→ REQUIREMENTS
Find and copy lines holding "components".

→ DATA SEGMENT
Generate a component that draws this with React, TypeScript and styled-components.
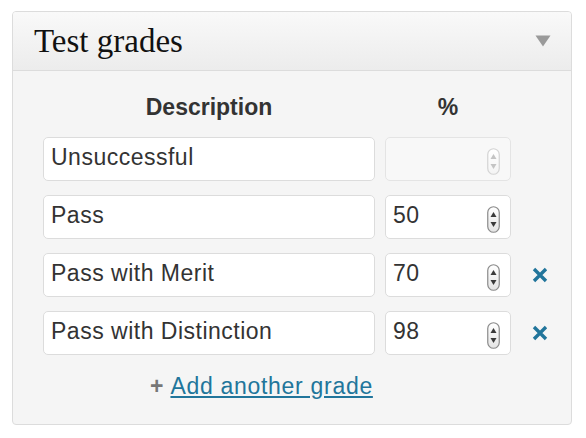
import React from 'react';
import styled, { createGlobalStyle } from 'styled-components';

interface Grade {
  description: string;
  percent: string;
  removable: boolean;
  disabled?: boolean;
}

const grades: Grade[] = [
  { description: 'Unsuccessful', percent: '', removable: false, disabled: true },
  { description: 'Pass', percent: '50', removable: false },
  { description: 'Pass with Merit', percent: '70', removable: true },
  { description: 'Pass with Distinction', percent: '98', removable: true },
];

const Spinner: React.FC<{ disabled?: boolean }> = ({ disabled }) => {
  const stroke = disabled ? '#d4d4d4' : '#8a8a8a';
  const arrow = disabled ? '#c4c4c4' : '#3a3a3a';
  return (
    <svg width="13" height="27" viewBox="0 0 13 27">
      <defs>
        <linearGradient id={disabled ? 'spinOff' : 'spinOn'} x1="0" y1="0" x2="0" y2="1">
          <stop offset="0" stopColor="#ffffff" />
          <stop offset="1" stopColor={disabled ? '#f4f4f4' : '#e4e4e4'} />
        </linearGradient>
      </defs>
      <rect
        x="0.75"
        y="0.75"
        width="11.5"
        height="25.5"
        rx="5.75"
        fill={`url(#${disabled ? 'spinOff' : 'spinOn'})`}
        stroke={stroke}
        strokeWidth="1.2"
      />
      <polygon points="6.5,6 9.5,11 3.5,11" fill={arrow} />
      <polygon points="3.5,16 9.5,16 6.5,21" fill={arrow} />
    </svg>
  );
};

const RemoveIcon = () => (
  <svg width="16" height="16" viewBox="0 0 16 16">
    <path d="M2 2 L14 14 M14 2 L2 14" stroke="#21759b" strokeWidth="3.4" strokeLinecap="butt" />
  </svg>
);

const App: React.FC = () => {
  return (
    <>
      <GlobalStyle />
      <Panel>
        <PanelHeader>
          <Title>Test grades</Title>
          <svg width="16" height="12" viewBox="0 0 16 12">
            <polygon points="0.5,0.5 15.5,0.5 8,11.5" fill="#9a9a9a" />
          </svg>
        </PanelHeader>
        <PanelBody>
          <GradeGrid>
            <ColumnHeading>Description</ColumnHeading>
            <ColumnHeading>%</ColumnHeading>
            <span />
            {grades.map((grade) => (
              <React.Fragment key={grade.description}>
                <TextField type="text" readOnly value={grade.description} />
                <NumberField $disabled={grade.disabled}>
                  <NumberInput type="text" readOnly value={grade.percent} disabled={grade.disabled} />
                  <Spinner disabled={grade.disabled} />
                </NumberField>
                <RemoveCell>
                  {grade.removable && (
                    <RemoveButton aria-label="Remove grade">
                      <RemoveIcon />
                    </RemoveButton>
                  )}
                </RemoveCell>
              </React.Fragment>
            ))}
          </GradeGrid>
          <AddRow>
            <Plus>+</Plus>
            <AddLink href="#">Add another grade</AddLink>
          </AddRow>
        </PanelBody>
      </Panel>
    </>
  );
};

const GlobalStyle = createGlobalStyle`
  body {
    margin: 0;
    background: #ffffff;
    font-family: "Liberation Sans", Arial, sans-serif;
  }
`;

const Panel = styled.div`
  margin: 11px 0 0 12px;
  width: 560px;
  height: 414px;
  box-sizing: border-box;
  border: 1px solid #dcdcdc;
  border-radius: 4px;
  background: #f5f5f5;
  overflow: hidden;
  display: flex;
  flex-direction: column;
`;

const PanelHeader = styled.div`
  height: 59px;
  box-sizing: border-box;
  border-bottom: 1px solid #dcdcdc;
  background: linear-gradient(to bottom, #f9f9f9, #ececec);
  display: flex;
  align-items: center;
  justify-content: space-between;
  padding: 0 20px 1px 21px;
`;

const Title = styled.h3`
  margin: 0;
  font-family: "Liberation Serif", "Times New Roman", serif;
  font-weight: normal;
  font-size: 33px;
  line-height: 1;
  color: #111;
  padding-top: 2px;
`;

const PanelBody = styled.div`
  flex: 1;
  padding: 20px 0 0 30px;
`;

const GradeGrid = styled.div`
  display: grid;
  grid-template-columns: 332px 126px 60px;
  column-gap: 10px;
  row-gap: 14px;
  align-items: center;
`;

const ColumnHeading = styled.div`
  text-align: center;
  font-weight: bold;
  font-size: 23px;
  line-height: 32px;
  color: #333;
`;

const TextField = styled.input`
  height: 44px;
  box-sizing: border-box;
  border: 1px solid #dcdcdc;
  border-radius: 5px;
  background: #fff;
  padding: 0 8px 3px 7px;
  font-family: "Liberation Sans", Arial, sans-serif;
  font-size: 23px;
  letter-spacing: 0.5px;
  color: #333;
  outline: none;
`;

const NumberField = styled.div<{ $disabled?: boolean }>`
  height: 44px;
  box-sizing: border-box;
  border: 1px solid ${(p) => (p.$disabled ? '#e4e4e4' : '#dcdcdc')};
  border-radius: 5px;
  background: ${(p) => (p.$disabled ? '#f8f8f8' : '#fff')};
  display: flex;
  align-items: center;
  padding: 4px 10px 0 7px;
`;

const NumberInput = styled.input`
  flex: 1;
  min-width: 0;
  border: none;
  background: transparent;
  padding: 0 0 7px;
  font-family: "Liberation Sans", Arial, sans-serif;
  font-size: 23px;
  letter-spacing: 0.5px;
  color: #333;
  outline: none;
`;

const RemoveCell = styled.div`
  display: flex;
  align-items: center;
  padding-left: 11px;
`;

const RemoveButton = styled.button`
  border: none;
  background: none;
  padding: 0;
  display: flex;
  cursor: pointer;
`;

const AddRow = styled.div`
  display: flex;
  align-items: baseline;
  gap: 7px;
  padding: 18px 0 0 107px;
  font-size: 23px;
`;

const Plus = styled.span`
  font-weight: bold;
  color: #777;
`;

const AddLink = styled.a`
  color: #21759b;
  text-decoration: underline;
  letter-spacing: 0.7px;
`;

export default App;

→ CORRECT RESPONSE
Generate a component that draws this with React, TypeScript and styled-components.
import styled, { createGlobalStyle } from 'styled-components';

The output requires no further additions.